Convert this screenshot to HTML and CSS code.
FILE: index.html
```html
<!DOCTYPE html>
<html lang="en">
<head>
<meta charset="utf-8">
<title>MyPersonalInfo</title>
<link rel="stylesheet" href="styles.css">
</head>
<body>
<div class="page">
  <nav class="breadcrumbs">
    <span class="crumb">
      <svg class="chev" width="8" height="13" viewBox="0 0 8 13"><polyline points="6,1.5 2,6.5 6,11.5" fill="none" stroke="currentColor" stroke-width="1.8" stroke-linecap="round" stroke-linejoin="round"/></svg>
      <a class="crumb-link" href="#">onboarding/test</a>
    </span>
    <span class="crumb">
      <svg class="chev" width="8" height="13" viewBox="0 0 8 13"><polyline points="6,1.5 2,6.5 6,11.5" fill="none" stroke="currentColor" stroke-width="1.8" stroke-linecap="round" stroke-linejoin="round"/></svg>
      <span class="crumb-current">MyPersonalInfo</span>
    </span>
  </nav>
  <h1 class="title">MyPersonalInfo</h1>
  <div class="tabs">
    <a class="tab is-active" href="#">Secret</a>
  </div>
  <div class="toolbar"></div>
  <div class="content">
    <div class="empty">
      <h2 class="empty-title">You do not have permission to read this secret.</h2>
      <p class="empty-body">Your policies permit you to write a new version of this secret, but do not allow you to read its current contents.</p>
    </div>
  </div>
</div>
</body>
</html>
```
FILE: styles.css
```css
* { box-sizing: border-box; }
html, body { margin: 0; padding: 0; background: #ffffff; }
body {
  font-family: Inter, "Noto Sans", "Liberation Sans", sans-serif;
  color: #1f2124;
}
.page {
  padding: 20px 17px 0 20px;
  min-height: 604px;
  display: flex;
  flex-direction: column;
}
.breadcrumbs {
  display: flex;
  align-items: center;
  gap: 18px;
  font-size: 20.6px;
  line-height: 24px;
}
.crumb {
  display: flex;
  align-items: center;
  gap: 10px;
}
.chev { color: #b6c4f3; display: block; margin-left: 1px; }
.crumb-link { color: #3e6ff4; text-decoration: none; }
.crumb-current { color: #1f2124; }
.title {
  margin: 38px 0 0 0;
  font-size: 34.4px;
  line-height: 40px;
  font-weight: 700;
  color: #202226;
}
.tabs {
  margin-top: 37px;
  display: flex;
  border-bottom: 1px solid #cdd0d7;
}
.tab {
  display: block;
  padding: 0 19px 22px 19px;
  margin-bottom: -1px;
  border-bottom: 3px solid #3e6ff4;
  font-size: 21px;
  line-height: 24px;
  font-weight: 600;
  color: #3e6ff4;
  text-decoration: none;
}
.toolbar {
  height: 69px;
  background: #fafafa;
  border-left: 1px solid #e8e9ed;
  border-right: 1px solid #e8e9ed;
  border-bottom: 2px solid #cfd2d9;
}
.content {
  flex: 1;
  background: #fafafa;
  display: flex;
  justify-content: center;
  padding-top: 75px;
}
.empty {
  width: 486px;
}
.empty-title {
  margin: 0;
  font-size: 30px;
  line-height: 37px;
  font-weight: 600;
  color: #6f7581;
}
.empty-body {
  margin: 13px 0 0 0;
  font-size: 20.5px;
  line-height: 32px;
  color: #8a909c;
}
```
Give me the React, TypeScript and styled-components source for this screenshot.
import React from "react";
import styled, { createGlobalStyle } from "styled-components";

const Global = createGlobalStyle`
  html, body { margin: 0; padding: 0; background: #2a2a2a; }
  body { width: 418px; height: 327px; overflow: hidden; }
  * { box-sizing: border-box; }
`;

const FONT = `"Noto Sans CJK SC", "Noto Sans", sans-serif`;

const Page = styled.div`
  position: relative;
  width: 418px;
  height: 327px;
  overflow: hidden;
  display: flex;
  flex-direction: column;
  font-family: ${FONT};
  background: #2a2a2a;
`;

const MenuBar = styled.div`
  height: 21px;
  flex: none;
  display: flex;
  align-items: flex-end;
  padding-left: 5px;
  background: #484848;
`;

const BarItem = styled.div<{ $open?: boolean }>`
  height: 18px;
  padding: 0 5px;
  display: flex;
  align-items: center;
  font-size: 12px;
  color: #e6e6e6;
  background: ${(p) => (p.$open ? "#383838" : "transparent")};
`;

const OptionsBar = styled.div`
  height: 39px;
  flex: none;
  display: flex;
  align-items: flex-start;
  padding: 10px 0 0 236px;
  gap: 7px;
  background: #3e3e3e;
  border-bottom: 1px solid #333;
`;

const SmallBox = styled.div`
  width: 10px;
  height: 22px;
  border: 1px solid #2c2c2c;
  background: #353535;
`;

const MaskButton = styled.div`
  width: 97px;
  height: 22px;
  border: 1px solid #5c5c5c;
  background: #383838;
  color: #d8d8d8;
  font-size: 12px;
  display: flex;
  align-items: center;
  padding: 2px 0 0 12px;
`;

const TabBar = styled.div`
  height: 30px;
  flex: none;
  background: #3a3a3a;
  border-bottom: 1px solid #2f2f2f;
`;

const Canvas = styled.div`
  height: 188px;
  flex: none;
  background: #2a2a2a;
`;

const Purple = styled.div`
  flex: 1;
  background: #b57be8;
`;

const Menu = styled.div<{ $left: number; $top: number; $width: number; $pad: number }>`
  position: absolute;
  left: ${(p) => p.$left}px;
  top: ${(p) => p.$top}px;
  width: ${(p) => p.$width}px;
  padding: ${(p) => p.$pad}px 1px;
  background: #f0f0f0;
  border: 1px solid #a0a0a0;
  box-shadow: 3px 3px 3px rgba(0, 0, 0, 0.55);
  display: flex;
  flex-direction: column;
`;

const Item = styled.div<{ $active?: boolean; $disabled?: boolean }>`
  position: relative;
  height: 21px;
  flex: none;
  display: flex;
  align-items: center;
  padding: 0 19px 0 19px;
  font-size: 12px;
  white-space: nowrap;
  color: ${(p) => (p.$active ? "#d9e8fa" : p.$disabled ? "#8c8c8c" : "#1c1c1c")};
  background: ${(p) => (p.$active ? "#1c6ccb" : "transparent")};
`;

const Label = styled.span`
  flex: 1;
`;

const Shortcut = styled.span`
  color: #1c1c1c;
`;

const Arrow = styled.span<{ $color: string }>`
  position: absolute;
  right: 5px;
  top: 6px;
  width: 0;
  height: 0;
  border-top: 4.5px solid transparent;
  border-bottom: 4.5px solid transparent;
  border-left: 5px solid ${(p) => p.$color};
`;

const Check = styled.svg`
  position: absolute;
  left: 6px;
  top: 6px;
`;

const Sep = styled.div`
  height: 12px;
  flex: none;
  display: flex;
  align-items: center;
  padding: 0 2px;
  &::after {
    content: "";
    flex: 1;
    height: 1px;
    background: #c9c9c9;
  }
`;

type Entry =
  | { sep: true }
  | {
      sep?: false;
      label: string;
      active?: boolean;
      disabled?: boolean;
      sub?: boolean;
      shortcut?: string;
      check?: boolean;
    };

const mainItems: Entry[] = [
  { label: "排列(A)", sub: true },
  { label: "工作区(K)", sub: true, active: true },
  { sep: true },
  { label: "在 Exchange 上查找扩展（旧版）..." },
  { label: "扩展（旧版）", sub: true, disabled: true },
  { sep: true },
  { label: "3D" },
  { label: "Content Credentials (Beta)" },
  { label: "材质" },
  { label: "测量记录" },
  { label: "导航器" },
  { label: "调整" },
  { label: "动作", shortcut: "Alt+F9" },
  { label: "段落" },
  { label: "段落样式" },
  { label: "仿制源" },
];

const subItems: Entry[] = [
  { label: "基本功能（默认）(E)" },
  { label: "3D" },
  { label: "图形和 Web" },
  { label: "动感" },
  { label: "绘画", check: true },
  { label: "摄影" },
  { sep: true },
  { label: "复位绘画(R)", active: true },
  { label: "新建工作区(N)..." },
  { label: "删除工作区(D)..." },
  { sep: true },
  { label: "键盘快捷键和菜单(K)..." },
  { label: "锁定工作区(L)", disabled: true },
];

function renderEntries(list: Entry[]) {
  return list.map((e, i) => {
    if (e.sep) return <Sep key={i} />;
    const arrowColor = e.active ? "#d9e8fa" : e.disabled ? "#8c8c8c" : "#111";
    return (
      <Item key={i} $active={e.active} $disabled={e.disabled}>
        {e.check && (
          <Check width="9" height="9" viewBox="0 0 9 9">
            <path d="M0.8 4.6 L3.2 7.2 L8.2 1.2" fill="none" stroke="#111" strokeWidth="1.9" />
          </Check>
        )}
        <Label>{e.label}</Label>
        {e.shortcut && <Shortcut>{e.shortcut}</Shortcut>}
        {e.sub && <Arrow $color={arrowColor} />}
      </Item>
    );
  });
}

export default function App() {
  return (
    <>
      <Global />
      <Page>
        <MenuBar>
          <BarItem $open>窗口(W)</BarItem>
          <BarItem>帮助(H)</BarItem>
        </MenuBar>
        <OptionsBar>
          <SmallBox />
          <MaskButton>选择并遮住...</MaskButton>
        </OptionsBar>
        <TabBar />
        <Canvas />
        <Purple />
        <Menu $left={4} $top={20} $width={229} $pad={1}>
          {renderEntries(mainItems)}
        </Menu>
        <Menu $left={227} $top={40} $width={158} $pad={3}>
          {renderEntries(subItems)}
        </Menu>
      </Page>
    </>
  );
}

TASK PROMPT: Say how many lines in the entries contain the string "React", and say nothing else.

ANSWER TO THE PROBLEM: 2